For more than a decade, the Catholic Church in Boston has more frequently been associated with priests and bishops who failed miserably in their personal and professional lives in protecting the most innocent among us. Finally, some truly “Good News” came yesterday when St. Cecilia’s Church celebrated its “All Are Welcome” Mass to proclaim the Gospel Message that all God’s children — including those whom God created gay or lesbian — are not only a part of God’s family, but are truly welcome in the doors and at the Eucharistic Table. I’m so very proud of my friend Fr. John Unni, pastor of St. Cecilia’s, for having the faith and the courage to stand up and proclaim what Jesus would no doubt have proclaimed.
The Archdiocese of Boston has apparently decided to intervene in the liturgical life of St. Cecilia’s, a vibrant inner-city parish in the heart of Boston. As part of its outreach ministry committed to spreading the Gospel of Jesus, St. Cecilia’s had scheduled a liturgy for next weekend with the radical theme, “All Are Welcome.” Perhaps seeing this theme (which the parish bulletin did announce in conjunction with the celebration of Boston Pride 2011) as somehow contrary to that Gospel message, the archdiocesan powers-that-be forced the Mass to be cancelled.
Two ironies come to mind.
First, there’s the timing of it all. By that I’m not referring to the cancelled liturgy having been scheduled during this season of Gay Pride celebrations around the country, but rather the fact that the institutional church decided to cancel an “All Are Welcome” celebration during this Season of Pentecost. After all, Pentecost is when we celebrate the “birth of the Church” and are reminded in no uncertain terms that the Gospel message is intended not just for a few, but for all.
Second, there are the forces behind this action. I don’t claim to have any inside knowledge and know only what I’ve read in the media. However, the Boston Globe’s coverage seems to rely, in part, on the writings of a blogger using the pseudonym “Joe Sacerdo,” author of the blog, “Bryan Hehir Exposed.” It’s ironic that “Joe” (perhaps a priest, as “sacerdo” comes from the Latin meaning “priest”?) writes about “exposing” when he himself remains decidedly unexposed. To what can this be attributed other than cowardice, a mean spirit, or simply ill will? Veiling himself in secrecy, Joe seems to have no qualms casting aspersions on the good names of men like Fr. J. Bryan Hehir, one of the most well-respected priests in the country, and Fr. John Unni, the well-loved pastor of St. Cecilia’s.
I hope and pray that the Archdiocese will stand firmly with Fr.

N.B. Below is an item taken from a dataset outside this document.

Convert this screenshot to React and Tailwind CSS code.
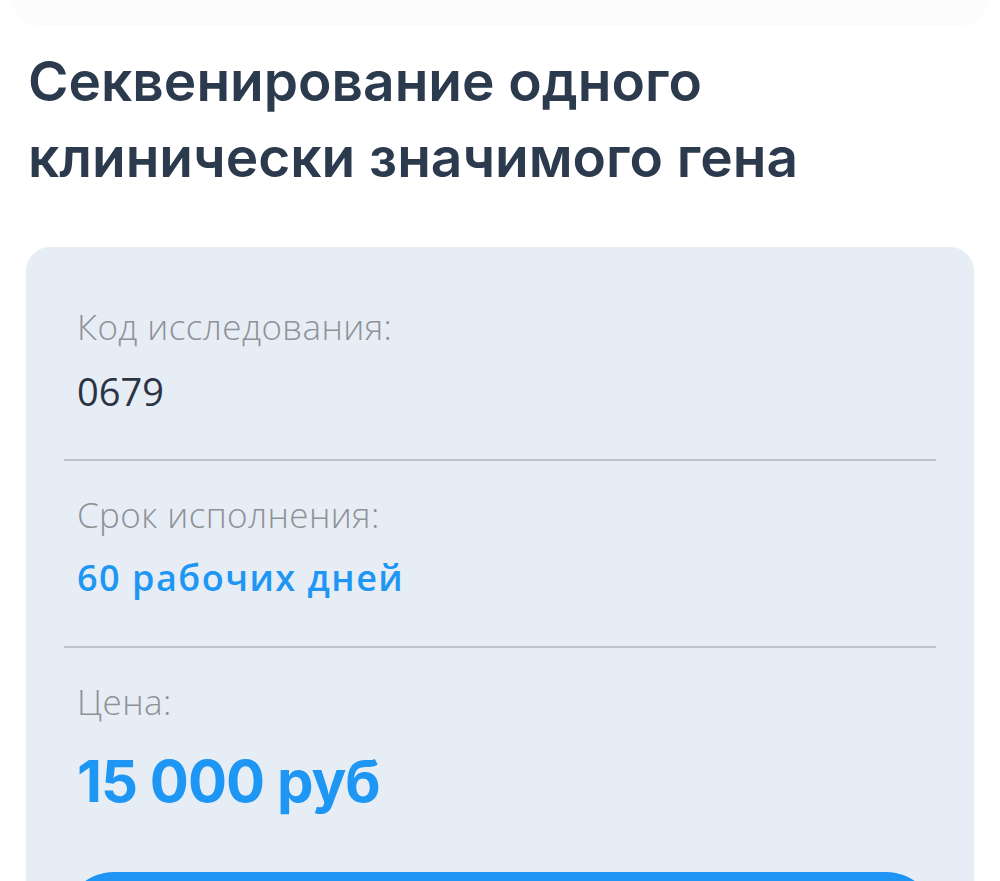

Unni, the Rainbow Ministry of St. Cecilia’s, and announce to the good people of the parish and the wider community that all, indeed, are welcome.
Here’s what the parish bulletin said in announcing the liturgy:
“Liturgy to commemorate Boston Pride 2011
The Rainbow Ministry of Saint Cecilia Parish invites all friends and supporters of the LGBT community to a Mass in celebration of Boston’s Pride Month. The liturgy will take place on Sunday evening, June 19, at six o’clock, with a reception following. The theme of the liturgy, “All Are Welcome,” honors Christ’s message of hope and salvation to all people. We will also celebrate the diverse community that finds its home at Saint Cecilia and acknowledge, in a special way, the generous and warm welcome extended to the members of the Jesuit Urban Center in 2007. The Mass will be celebrated by Father John Unni and concelebrated by several of the priests who faithfully ministered at the Jesuit Urban Center for so many years. Please plan to attend this special liturgy and support the diversity that makes Saint Cecilia such a special place.”
I’m proud to call John Unni a friend; but more importantly, he’s clearly a friend of Jesus, Whose love and message John lives daily.